A growing partnership
Japan is an important trading partner with North Carolina, and Decker’s agenda reflects it. She plans to conduct at least four economic development meetings with undisclosed companies as well as meet with importers and exporters of agriculture products. On Monday, a national holiday in Japan, she plans to tour retail operations that trade in North Carolina goods.
Decker said she has multiple active recruitment efforts underway and she expects to be able one day to point back to this week’s trip as an important part of landing jobs.
Japanese business interests have shown an increasing interest in North Carolina, according to the Office of the Consulate General of Japan in Atlanta. Examples:
• The number of Japanese companies with operations in the state has nearly doubled since 2008. In 2013, there were 329 Japanese companies in North Carolina, up from 165 in 2007. The number had been relatively steady from 2000 to 2007.
• Employees of Japanese companies have increased, though not at the same pace. In 2013, there were 23,559 employees at Japanese companies in the state, up from 19,723 in 2007.
• Cumulative investment by Japanese companies here stood at $5.1 billion in 2013, up from about $4 billion in 2007.
The level of North Carolina’s export trade with Japan trails only Canada, Mexico and China. North Carolina companies exported about $1.6 billion in goods to Japan last year, much of it in chemicals, food, tobacco, machinery, and computers and other electronics, according to the U.S. Department of Commerce.
Imports from Japan to North Carolina were about $2.7 billion in 2013, most of that in machinery, vehicles and chemicals.
The Japanese Consul General in Atlanta, Kazuo Sunaga, said in an interview that there is more opportunity for growth in trade between Japan and North Carolina.
His region also includes Alabama, Georgia, South Carolina and Virginia.
“All these five states are very active in inviting the foreign investment, including Japanese manufacturers,” Sunaga said. “One of the things that North Carolina has as an advantage is you have good universities and research institutes, particularly in the Research Triangle and in Charlotte.”
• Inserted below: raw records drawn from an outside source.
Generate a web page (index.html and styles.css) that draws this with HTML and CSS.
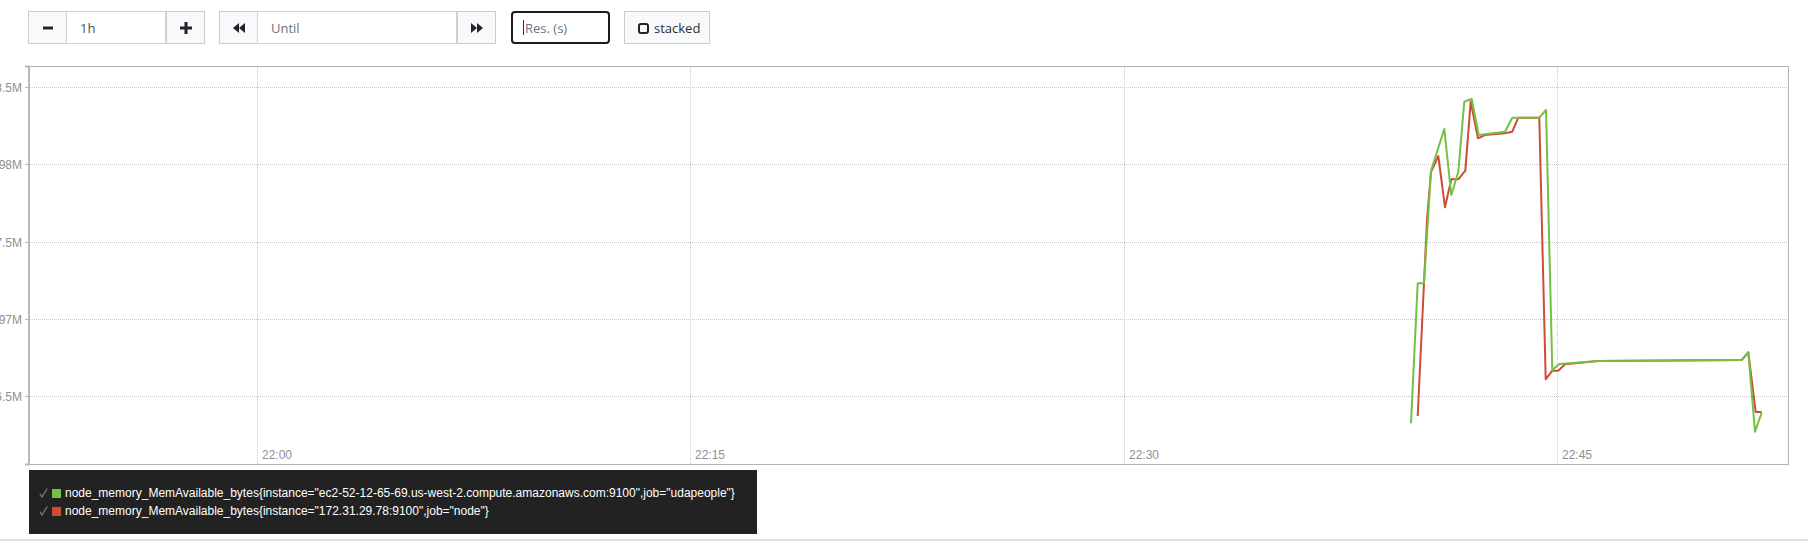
FILE: index.html
```html
<!DOCTYPE html>
<html>
<head>
<meta charset="utf-8">
<link rel="stylesheet" href="styles.css">
</head>
<body>
<div class="toolbar">
  <div class="group">
    <button class="btn" title="Shrink the time range."><svg width="12" height="12" viewBox="0 0 12 12"><rect x="1" y="4.5" width="10" height="3" fill="#212529"/></svg></button>
    <div class="field range">1h</div>
    <button class="btn" title="Widen the time range."><svg width="12" height="12" viewBox="0 0 12 12"><rect x="0" y="4.5" width="12" height="3" fill="#212529"/><rect x="4.5" y="0" width="3" height="12" fill="#212529"/></svg></button>
  </div>
  <div class="group">
    <button class="btn" title="Rewind the end time."><svg width="12" height="10" viewBox="0 0 12 10"><polygon points="6,0 0,5 6,10" fill="#212529"/><polygon points="12,0 6,5 12,10" fill="#212529"/></svg></button>
    <div class="field until placeholder">Until</div>
    <button class="btn" title="Advance the end time."><svg width="12" height="10" viewBox="0 0 12 10"><polygon points="0,0 6,5 0,10" fill="#212529"/><polygon points="6,0 12,5 6,10" fill="#212529"/></svg></button>
  </div>
  <div class="field res placeholder"><span class="caret"></span>Res. (s)</div>
  <button class="btn stacked"><span class="checkbox"></span>stacked</button>
</div>

<svg class="chart" width="1808" height="414" viewBox="0 56 1808 414">
  <g class="grid">
    <line x1="30" y1="87.5" x2="1789" y2="87.5"/>
    <line x1="30" y1="164.5" x2="1789" y2="164.5"/>
    <line x1="30" y1="242.5" x2="1789" y2="242.5"/>
    <line x1="30" y1="319.5" x2="1789" y2="319.5"/>
    <line x1="30" y1="396.5" x2="1789" y2="396.5"/>
    <line x1="257.5" y1="67" x2="257.5" y2="464"/>
    <line x1="690.5" y1="67" x2="690.5" y2="464"/>
    <line x1="1124.5" y1="67" x2="1124.5" y2="464"/>
    <line x1="1557.5" y1="67" x2="1557.5" y2="464"/>
  </g>
  <rect class="frame" x="29.5" y="66.5" width="1759" height="398"/>
  <path class="axis" d="M25,66.5 H29 V464.5 H25"/>
  <g class="ticks">
    <line x1="25" y1="87.5" x2="29" y2="87.5"/>
    <line x1="25" y1="164.5" x2="29" y2="164.5"/>
    <line x1="25" y1="242.5" x2="29" y2="242.5"/>
    <line x1="25" y1="319.5" x2="29" y2="319.5"/>
    <line x1="25" y1="396.5" x2="29" y2="396.5"/>
  </g>
  <g class="ylabels">
    <text x="22" y="91.5">98.5M</text>
    <text x="22" y="168.5">98M</text>
    <text x="22" y="246.5">97.5M</text>
    <text x="22" y="323.5">97M</text>
    <text x="22" y="400.5">96.5M</text>
  </g>
  <g class="xlabels">
    <text x="262" y="459">22:00</text>
    <text x="695" y="459">22:15</text>
    <text x="1129" y="459">22:30</text>
    <text x="1562" y="459">22:45</text>
  </g>
  <polyline class="series red" points="1417.7,416 1427,220 1431,172 1438.3,156 1445,207.3 1451.3,179.3 1458.3,179.3 1465.3,170.7 1470.7,101.7 1478,138.3 1485,135 1505,133.3 1512.3,131.7 1518.3,117.7 1539.3,117.7 1545.7,379.3 1552.3,370.7 1558.3,370.7 1565,364.3 1598,361 1741.7,360 1748.3,352.3 1755.7,412 1761.7,412"/>
  <polyline class="series green" points="1411,423.3 1417.7,283.3 1424,283.3 1431,170.7 1444.3,129 1451.3,195 1458.3,171.7 1464.3,101.7 1471.7,99 1478.7,135 1505,131.7 1512.3,117.7 1539.3,117.7 1546,110 1552.3,370 1559.3,364 1598.3,361 1741.7,360 1748.3,352.3 1755,431.7 1761.7,412.7"/>
</svg>

<div class="legend">
  <div class="legend-line"><svg class="check" width="9" height="10" viewBox="0 0 9 10"><polyline points="0.8,5.5 3,9 8.2,0.5"/></svg><span class="swatch swatch-green"></span><span class="label">node_memory_MemAvailable_bytes{instance="ec2-52-12-65-69.us-west-2.compute.amazonaws.com:9100",job="udapeople"}</span></div>
  <div class="legend-line"><svg class="check" width="9" height="10" viewBox="0 0 9 10"><polyline points="0.8,5.5 3,9 8.2,0.5"/></svg><span class="swatch swatch-red"></span><span class="label">node_memory_MemAvailable_bytes{instance="172.31.29.78:9100",job="node"}</span></div>
</div>
<div class="rule"></div>
</body>
</html>
```

FILE: styles.css
```css
html, body {
  margin: 0;
  padding: 0;
  background: #fff;
}

.toolbar {
  box-sizing: border-box;
  height: 44px;
  padding: 11px 0 0 28px;
  display: flex;
  align-items: flex-start;
  font-family: "Open Sans", Lato, sans-serif;
  font-size: 13px;
}

.group {
  display: flex;
  margin-right: 14px;
}

.group > * + * {
  margin-left: -1px;
}

.btn {
  box-sizing: border-box;
  width: 39px;
  height: 33px;
  border: 1px solid #cccccc;
  background: #f8f9fa;
  color: #212529;
  padding: 0;
  margin: 0;
  display: flex;
  align-items: center;
  justify-content: center;
  font: inherit;
}

.field {
  box-sizing: border-box;
  height: 33px;
  border: 1px solid #ced4da;
  background: #fff;
  color: #495057;
  padding: 0 13px;
  display: flex;
  align-items: center;
}

.placeholder {
  color: #6c757d;
}

.range {
  width: 100px;
}

.until {
  width: 200px;
}

.res {
  width: 99px;
  margin-left: 1px;
  margin-right: 14px;
  border: 2px solid #1b1b1b;
  border-radius: 4px;
  padding: 0 0 0 10px;
}

.caret {
  display: inline-block;
  width: 1px;
  height: 15px;
  background: #333;
  margin-right: 1px;
}

.stacked {
  width: 86px;
  justify-content: flex-start;
  padding-left: 13px;
  color: #2b2f33;
}

.checkbox {
  box-sizing: border-box;
  display: inline-block;
  width: 11px;
  height: 11px;
  border: 2px solid #222;
  border-radius: 3px;
  margin-right: 5px;
  margin-top: 1px;
}

.chart {
  display: block;
  margin-top: 12px;
}

.grid line {
  stroke: #c8c8c8;
  stroke-width: 1;
  stroke-dasharray: 1 1;
}

.frame {
  fill: none;
  stroke: #b4b4b4;
  stroke-width: 1;
}

.axis {
  fill: none;
  stroke: #b8b8b8;
  stroke-width: 2;
}

.ticks line {
  stroke: #b8b8b8;
  stroke-width: 1;
}

.ylabels text {
  font-family: "Liberation Sans", Arial, sans-serif;
  font-size: 12px;
  fill: #8f8f8f;
  text-anchor: end;
}

.xlabels text {
  font-family: "Liberation Sans", Arial, sans-serif;
  font-size: 12px;
  fill: #8f8f8f;
}

.series {
  fill: none;
  stroke-width: 2;
  stroke-linejoin: round;
}

.series.green {
  stroke: #74c043;
}

.series.red {
  stroke: #cf4b33;
}

.legend {
  box-sizing: border-box;
  width: 728px;
  height: 64px;
  margin-left: 29px;
  padding: 14px 0 14px 10px;
  background: #222222;
  color: #ffffff;
  font-family: "Liberation Sans", Arial, sans-serif;
  font-size: 12px;
}

.legend-line {
  height: 18px;
  display: flex;
  align-items: center;
  white-space: nowrap;
}

.check {
  display: block;
  margin-right: 4px;
}

.check polyline {
  fill: none;
  stroke: #7a7a7a;
  stroke-width: 1.3;
}

.swatch {
  display: inline-block;
  width: 9px;
  height: 9px;
  margin-right: 4px;
}

.swatch-green {
  background: #74c043;
}

.swatch-red {
  background: #cf4b33;
}

.rule {
  margin-top: 5px;
  height: 2px;
  background: #e2e2e2;
}
```
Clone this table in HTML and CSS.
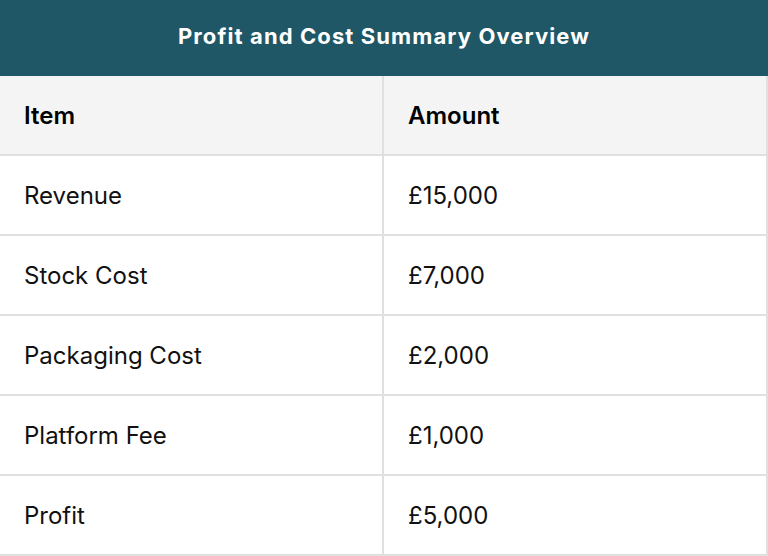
FILE: index.html
```html
<!DOCTYPE html>
<html>
<head>
<meta charset="utf-8">
<link rel="stylesheet" href="styles.css">
</head>
<body>
<div class="summary">
  <div class="title">Profit and Cost Summary Overview</div>
  <div class="grid">
    <div class="cell head">Item</div>
    <div class="cell head">Amount</div>
    <div class="cell">Revenue</div>
    <div class="cell">£15,000</div>
    <div class="cell">Stock Cost</div>
    <div class="cell">£7,000</div>
    <div class="cell">Packaging Cost</div>
    <div class="cell">£2,000</div>
    <div class="cell">Platform Fee</div>
    <div class="cell">£1,000</div>
    <div class="cell">Profit</div>
    <div class="cell">£5,000</div>
  </div>
</div>
</body>
</html>
```
FILE: styles.css
```css
html, body {
  margin: 0;
  padding: 0;
  background: #ffffff;
}
.summary {
  width: 768px;
  font-family: Inter, "Liberation Sans", sans-serif;
}
.title {
  height: 76px;
  background: #1f5766;
  color: #ffffff;
  display: flex;
  align-items: center;
  justify-content: center;
  font-weight: 700;
  font-size: 22px;
  letter-spacing: 1.1px;
  padding-bottom: 4px;
  box-sizing: border-box;
}
.grid {
  display: grid;
  grid-template-columns: 384px 384px;
}
.cell {
  height: 80px;
  box-sizing: border-box;
  border-right: 2px solid #e0e0e0;
  border-bottom: 2px solid #e0e0e0;
  display: flex;
  align-items: center;
  padding-left: 24px;
  font-size: 24px;
  color: #111111;
}
.cell.head {
  background: #f4f4f4;
  font-weight: 600;
  color: #000000;
}
```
He said Japanese companies especially want good engineers from top schools and that North Carolina is viewed as a leader in high-tech industries.
“They want to invest in North Carolina,” he said. “Japanese companies are always looking at and comparing the many parameters when making decisions – the price of land, the price of labor, incentives, proximity to markets and proximity to American companies in research.”
He said companies that seek only lower labor costs generally choose other states in the Southeast.
Three key areas
Decker said her focus in Japan is especially on the auto industry, aviation and agriculture, which she said are important for making jobs gains in North Carolina.
“Those three are critically important for our growth and Japan is an important piece of that, truly important,” she said.
She said her scheduled meetings are with “active” and “future” jobs projects.
Decker said some meetings will be with “existing companies already invested in the state that have significant potential to grow and others are with companies we’d like to get in North Carolina.”
“The whole visit is focused around active recruiting – and relationship building that would lead to recruitment,” Decker said.
She declined to name specific companies.